The play shows how the madman infiltrates the police headquarters and tries to trick the police into believing that they are a part of the cover up. He uses the police investigation technique on the policemen and forces them to re-enact the events leading up to the death of the anarchist.

The play is divided into two acts. The first act shows Inspector Bertozzo interrogating the Madman on charges of impersonation. The Madman then outwits Bertozzo and moves on to play the part of a judge and questions the Superintendent and Inspector Pisani. The second act introduces a female journalist, Maria Feletti, who wants to conduct her own enquiry into the suicide/murder/accident of the anarchist. The plot unfolds with the Madman trying to outwit the policemen and forcing them into admitting their complicity in the death. The focus is not on the police admittance but on the way it is worked out.

IMPACT/ MESSAGE

Fo uses theatre as a ground for suggesting political action. It is one of the most important pieces of literature to have come out in the past few decades. It is farcical, subversive, anti establishment, and questions the nature of investigation, disciplinary mechanisms et cetera. Another important aspect of this text is that the plot is secondary to performance. The focus is not on the story but on the way it is enacted. It brings into question the veracity of the law and order enterprise. It shows how truth can be produced, altered and manipulated according to the needs of the elite class.

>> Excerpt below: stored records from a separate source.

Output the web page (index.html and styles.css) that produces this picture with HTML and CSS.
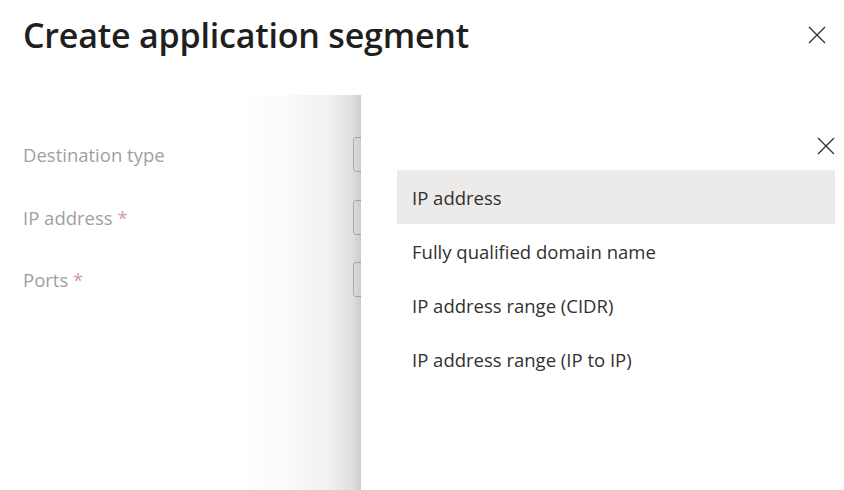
FILE: index.html
```html
<!DOCTYPE html>
<html lang="en">
<head>
    <meta charset="UTF-8">
    <meta name="viewport" content="width=device-width, initial-scale=1.0">
    <title>Create application segment</title>
    <link rel="stylesheet" href="styles.css">
</head>
<body>

    <div class="page">
        <div class="header">
            <h1>Create application segment</h1>
            <button class="close" aria-label="Close">
                <svg width="18" height="18" viewBox="0 0 18 18"><path d="M1 1L17 17M17 1L1 17" stroke="#323130" stroke-width="1.3" fill="none"/></svg>
            </button>
        </div>

        <div class="form">
            <label for="destType">Destination type</label>
            <input type="text" id="destType">

            <label for="ipAddress">IP address <span class="req">*</span></label>
            <input type="text" id="ipAddress">

            <label for="ports">Ports <span class="req">*</span></label>
            <input type="text" id="ports">
        </div>

        <div class="panel">
            <div class="panel-top">
                <button class="close" aria-label="Close">
                    <svg width="18" height="18" viewBox="0 0 18 18"><path d="M1 1L17 17M17 1L1 17" stroke="#323130" stroke-width="1.3" fill="none"/></svg>
                </button>
            </div>
            <ul class="options">
                <li class="selected">IP address</li>
                <li>Fully qualified domain name</li>
                <li>IP address range (CIDR)</li>
                <li>IP address range (IP to IP)</li>
            </ul>
        </div>
    </div>

</body>
</html>
```

FILE: styles.css
```css
body {
    margin: 0;
    font-family: "Open Sans", Arial, sans-serif;
    background-color: #fff;
    color: #323130;
}
.page {
    position: relative;
    width: 844px;
    height: 490px;
    overflow: hidden;
}
.header {
    display: flex;
    align-items: center;
    justify-content: space-between;
    padding: 11px 18px 0 23px;
    height: 47px;
}
h1 {
    margin: 0;
    font-size: 34px;
    font-weight: 600;
    letter-spacing: -0.2px;
    color: #201f1e;
}
.close {
    background: none;
    border: none;
    padding: 0;
    width: 18px;
    height: 18px;
    cursor: pointer;
}
.close svg {
    display: block;
}
.form {
    display: grid;
    grid-template-columns: 330px 1fr;
    row-gap: 27.5px;
    align-items: center;
    padding: 79px 0 0 23px;
}
label {
    font-size: 18.5px;
    color: #a19f9d;
}
.req {
    color: #d39ba5;
}
input[type="text"] {
    width: 300px;
    height: 35px;
    border: 1px solid #c8c6c4;
    border-radius: 3px;
    box-sizing: border-box;
}
.panel {
    position: absolute;
    left: 361px;
    top: 95px;
    right: 0;
    bottom: 0;
    background-color: #fff;
}
.panel::before {
    content: "";
    position: absolute;
    top: 0;
    bottom: 0;
    left: -120px;
    width: 120px;
    background: linear-gradient(to right, rgba(0, 0, 0, 0) 0%, rgba(0, 0, 0, 0.02) 40%, rgba(0, 0, 0, 0.06) 75%, rgba(0, 0, 0, 0.12) 92%, rgba(0, 0, 0, 0.2) 100%);
}
.panel-top {
    display: flex;
    justify-content: flex-end;
    padding: 42px 9px 0 0;
    height: 33px;
}
.options {
    list-style: none;
    margin: 0 9px 0 36px;
    padding: 0;
}
.options li {
    height: 53px;
    padding: 1px 0 0 15px;
    line-height: 53px;
    font-size: 18.5px;
    color: #323130;
}
.options li.selected {
    background-color: #edebe9;
}
```
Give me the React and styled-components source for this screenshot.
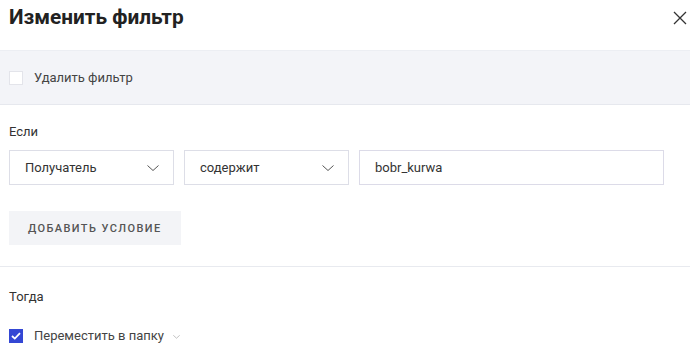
import styled, { createGlobalStyle } from "styled-components";

const GlobalStyle = createGlobalStyle`
  body {
    margin: 0;
    background: #fff;
    font-family: Roboto, "Noto Sans", sans-serif;
    color: #333;
  }
`;

function Chevron({ size = 12 }) {
  return (
    <svg width={size} height={size / 2} viewBox="0 0 12 6" fill="none">
      <path d="M0.5 0.5L6 5.5L11.5 0.5" stroke="#555" strokeWidth="1" />
    </svg>
  );
}

function CloseIcon() {
  return (
    <svg width="14" height="14" viewBox="0 0 14 14" fill="none">
      <path d="M1 1L13 13M13 1L1 13" stroke="#333" strokeWidth="1.3" />
    </svg>
  );
}

function CheckMark() {
  return (
    <svg width="10" height="8" viewBox="0 0 10 8" fill="none">
      <path d="M1 4L3.8 6.6L9 1.2" stroke="#fff" strokeWidth="1.8" />
    </svg>
  );
}

export default function App() {
  return (
    <>
      <GlobalStyle />
      <Dialog>
        <Header>
          <Title>Изменить фильтр</Title>
          <CloseButton>
            <CloseIcon />
          </CloseButton>
        </Header>

        <DeleteBand>
          <CheckRow>
            <Box />
            <CheckLabel>Удалить фильтр</CheckLabel>
          </CheckRow>
        </DeleteBand>

        <Section>
          <Label>Если</Label>
          <Conditions>
            <Select>
              <span>Получатель</span>
              <Chevron />
            </Select>
            <Select>
              <span>содержит</span>
              <Chevron />
            </Select>
            <Input>bobr_kurwa</Input>
          </Conditions>
          <AddButton>Добавить условие</AddButton>
        </Section>

        <Section $last>
          <Label>Тогда</Label>
          <CheckRow $spaced>
            <Box $checked>
              <CheckMark />
            </Box>
            <CheckLabel>Переместить в папку</CheckLabel>
            <SmallChevron>
              <Chevron size={7} />
            </SmallChevron>
          </CheckRow>
        </Section>
      </Dialog>
    </>
  );
}

const Dialog = styled.div`
  width: 690px;
  height: 354px;
  overflow: hidden;
  background: #fff;
`;

const Header = styled.div`
  height: 50px;
  display: flex;
  justify-content: space-between;
  align-items: flex-start;
  padding: 4px 2px 0 9px;
  box-sizing: border-box;
`;

const Title = styled.h1`
  margin: 0;
  font-size: 20.8px;
  line-height: 26px;
  font-weight: 700;
  color: #222;
`;

const CloseButton = styled.div`
  margin-top: 6px;
  width: 16px;
  height: 16px;
  display: flex;
  align-items: center;
  justify-content: center;
`;

const DeleteBand = styled.div`
  height: 55px;
  background: #f3f4f8;
  border-top: 1px solid #eceef3;
  border-bottom: 1px solid #e6e8ee;
  box-sizing: border-box;
  display: flex;
  align-items: center;
  padding-left: 9px;
`;

const CheckRow = styled.div`
  display: flex;
  align-items: center;
  gap: 11px;
  margin-top: ${(p) => (p.$spaced ? "23px" : "0")};
`;

const Box = styled.div`
  width: 14px;
  height: 14px;
  box-sizing: border-box;
  border: 1px solid ${(p) => (p.$checked ? "#3447d4" : "#e3e4ea")};
  background: ${(p) => (p.$checked ? "#3447d4" : "#fff")};
  display: flex;
  align-items: center;
  justify-content: center;
`;

const CheckLabel = styled.span`
  font-size: 13px;
  line-height: 16px;
  color: #444;
`;

const SmallChevron = styled.span`
  display: flex;
  margin-left: -2px;
  margin-top: 2px;
  opacity: 0.6;
`;

const Section = styled.div`
  padding: ${(p) => (p.$last ? "22px 26px 0 9px" : "19px 26px 21px 9px")};
  border-bottom: ${(p) => (p.$last ? "none" : "1px solid #e8eaef")};
`;

const Label = styled.div`
  font-size: 13px;
  line-height: 16px;
  color: #333;
`;

const Conditions = styled.div`
  display: grid;
  grid-template-columns: 165px 165px 1fr;
  gap: 10px;
  margin-top: 10px;
`;

const Select = styled.div`
  height: 35px;
  box-sizing: border-box;
  border: 1px solid #dddee7;
  display: flex;
  align-items: center;
  justify-content: space-between;
  padding: 0 14px 0 15px;
  font-size: 13px;
  color: #333;
`;

const Input = styled.div`
  height: 35px;
  box-sizing: border-box;
  border: 1px solid #dcdbe8;
  display: flex;
  align-items: center;
  padding: 0 15px;
  font-size: 13px;
  color: #333;
`;

const AddButton = styled.button`
  margin-top: 26px;
  height: 34px;
  padding: 0 19px;
  border: none;
  background: #f3f4f7;
  font-family: Roboto, "Noto Sans", sans-serif;
  font-size: 11px;
  font-weight: 500;
  letter-spacing: 1.4px;
  text-transform: uppercase;
  color: #555;
`;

It exhibits how scandal fuels social democracy – Which means that once a law is broken, stricter laws replace it; thereby, reinforcing the stronghold of the government. It is important in demonstrating how authorities can manipulate and influence public opinion through a system of laws that work largely to serve a certain class of people. The madman investigates this process from outside the purview of the establishment. Even though it tackles some serious issues, it does so through hilarity. I would suggest this book to anyone who wants a deeper understanding of the politics behind the judicial system, which embodies a major part of modern society.